The benefits of this invention have a yet wider range; not only does it secure full value for the whole of the gas manufactured, but it tends to make the gas a greatly more marketable article. For in the system of charging for the supply of gas by the year, half year, or quarter, and at one common rate, many individuals who are only occasionally in want of gas lights, or whose demand is irregular and uncertain, such as the proprietors of public rooms, theatres, &c. are debarred of availing themselves of this kind of illumination, except at an expence quite disproportioned to what other more regular customers pay, and out of all proportion of the value of the quantity of gas consumed by them. The gas light under such circumstances is not as it ought to be, a light for all.
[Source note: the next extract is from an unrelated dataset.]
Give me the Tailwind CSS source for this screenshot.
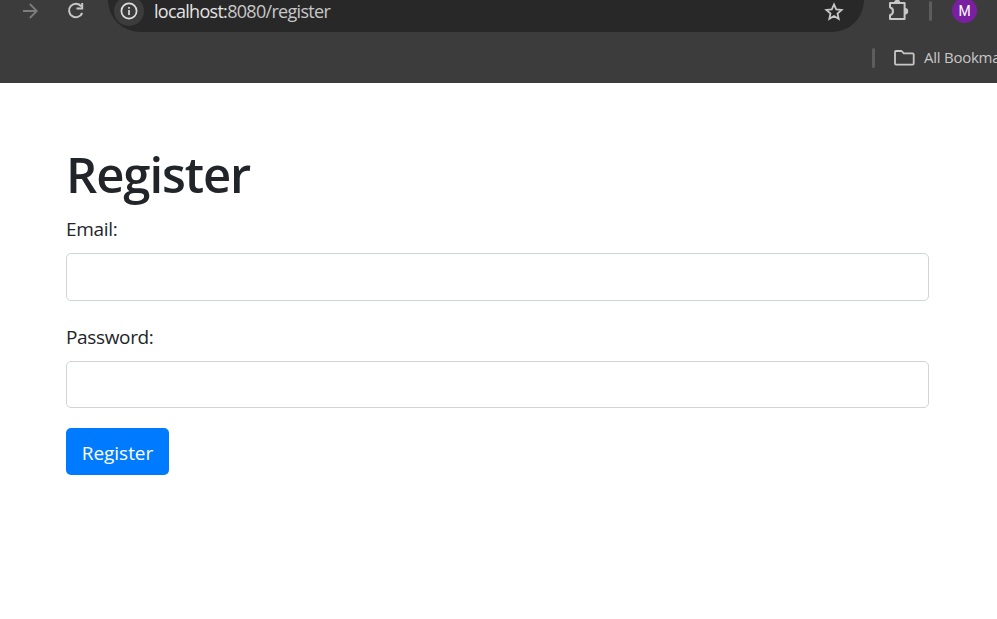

It is not as oil and candle are, a benefit which every one may obtain who is in need of it, and in such quantities as may best suit his means and convenience. One of the capital advantages, of the gas metre, however, is, that it makes gas a substitute for oil and candles, applicable under all circumstances, and that it enables the manufacturer without the least prejudice or chance of prejudice to his interest, to supply gas in whatever quantities it may be demanded, and at a fair proportioned price.
In speaking thus of the influence which the gas metre must have in attending the beneficial application of the new lights, we are not unaware that situations may present itself where the action of the metre might be impeded from the want of a sufficient pressure of the gas in the pipe of supply connected with it. But this can never be the case except where the pressure of the gas in the pipe of supply is so low as three-eighths of an inch of a column of water, and in all such cases it is only necessary to give a greater capacity to the wheel of the machine, than would be necessary under other circumstances, and this will at once make up for the inferiority of pressure. In point of fact, therefore, no situation can occur, where the application of the machine may not be rendered available.[46]